ABOVE INSERT PHOTO: This booking photo provided by the Philadelphia Police Department shows Miles Pfeffer. Pfeffer will face charges of murder, murder of a law enforcement officer, robbery, carjacking and weapons crimes in the death of Temple University Police Officer Christopher Fitzgerald, who prosecutors said was shot in the head while responding to an incident near campus. He also faces a slew of charges in the subsequent carjacking. (Philadelphia Police Department via AP)
By Ron Todt
PHILADELPHIA — Authorities say the quick apprehension of two youths after a Temple University police officer was shot and killed near the north Philadelphia campus led to an arrest just hours later in a neighboring county.
Officer Christopher Fitzgerald, 31, spotted three people dressed in black and wearing masks Saturday night in an area where there had been a series of robberies and carjackings, police said. He chased the trio, and after two of them hid he continued to pursue the third and was fatally shot.
A patrol supervisor monitoring the police radio rushed to the scene and captured two fleeing youths, ages 16 and 17, who later gave information that led to the arrest of 18-year-old Miles Pfeffer the following morning in Bucks County, Staff Inspector Ernest Ransom, the homicide unit commander, told reporters Tuesday.
Fitzgerald was the first Temple University officer killed in the line of duty, said Jennifer Griffin, the university’s public safety director.

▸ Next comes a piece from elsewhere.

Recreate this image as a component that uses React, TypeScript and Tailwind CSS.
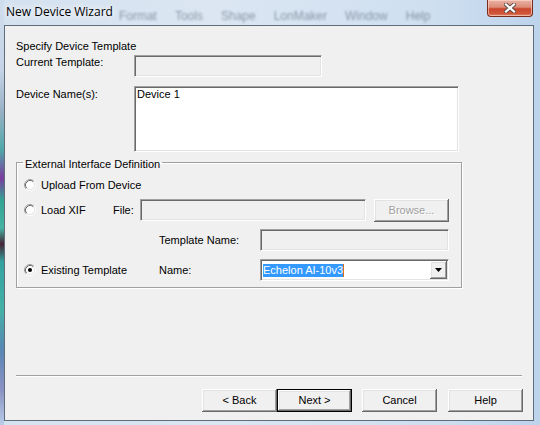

A father of five children, he joined the school’s police force in October 2021.
Police said video from the area shows Fitzgerald catching up with Pfeffer and ordering him to the ground, after which they struggle behind a sport utility vehicle. Pfeffer allegedly pulled a handgun, and police say he shot six times, firing the last three bullets into the officer as he lay on the ground.
“He (Pfeffer) comes back to the officer and then attempts to remove the officer’s handgun, which was unsuccessful,” Ransom said. Running to the next block, Pfeffer allegedly carjacked someone and “is heard on camera saying ‘Give me the car or I will kill you,’” Ransom said.
He was arrested Sunday morning at a sprawling 18th century farm property in upscale Buckingham, Bucks County, apparently co-owned by his mother. Several weapons were recovered there, but not the murder weapon, police said.
Pfeffer, who turned 18 last month, attended New Hope Academy, which describes itself as a private school for adolescents with social, emotional or other problems or those who fail to thrive in traditional settings, a school official said.
He also spent part of his day at Middle Bucks Institute of Technology, a vocational high school, a spokeswoman said. He had started in that program in September 2020 and last attended on Thursday, she said.
A retired school bus driver told a local newspaper that Pfeffer rode his bus for two years, spoke of wanting to work on an oil rig and never gave him any trouble.
“There was never any indication he was a problem,” former driver Thomas Beahm told The Bucks County Courier Times. “It’s so hard to understand.”
Efforts to reach Pfeffer’s family members on Tuesday proved unsuccessful as phone numbers linked to them were either not working or no longer accepting messages.
He is charged with murder, criminal homicide of a law enforcement officer, disarming an officer, robbery, theft, evading arrest and weapons crimes. In the subsequent carjacking, he faces robbery, theft, terroristic threatening and other charges.
Prosecutors said no charges were filed against anyone else and declined to comment on whether such charges might be filed. If investigators find any information on the earlier robberies and carjackings, it would be provided to prosecutors, Ransom said.
The Defender Association of Philadelphia said Pfeffer’s case was assigned to the office Tuesday; a representative declined to comment on the charges.
Mayor Jim Kenney and District Attorney Larry Krasner spoke emotionally about the officer’s death and renewed their calls for changes to gun laws. Kenney called Pennsylvania “a gun-crazy state” where arguments can turn into fatal shootings.
University president Jason Wingard said the school cannot fulfill its mission of providing a world-class education if it can’t keep students safe
“We need help. The systemic violence that plagues this city, that plagues north Philadelphia, can’t be solved by Temple alone,” Wingard said.
Fitzgerald’s father — a former Philadelphia police commander and now chief of another department — spoke about how proud his son was to be an officer, the school’s public safety director said.
“He was working to change the trajectory of increased violence in Philadelphia, and now it is up to us to continue his work,” Griffin said, her voice breaking.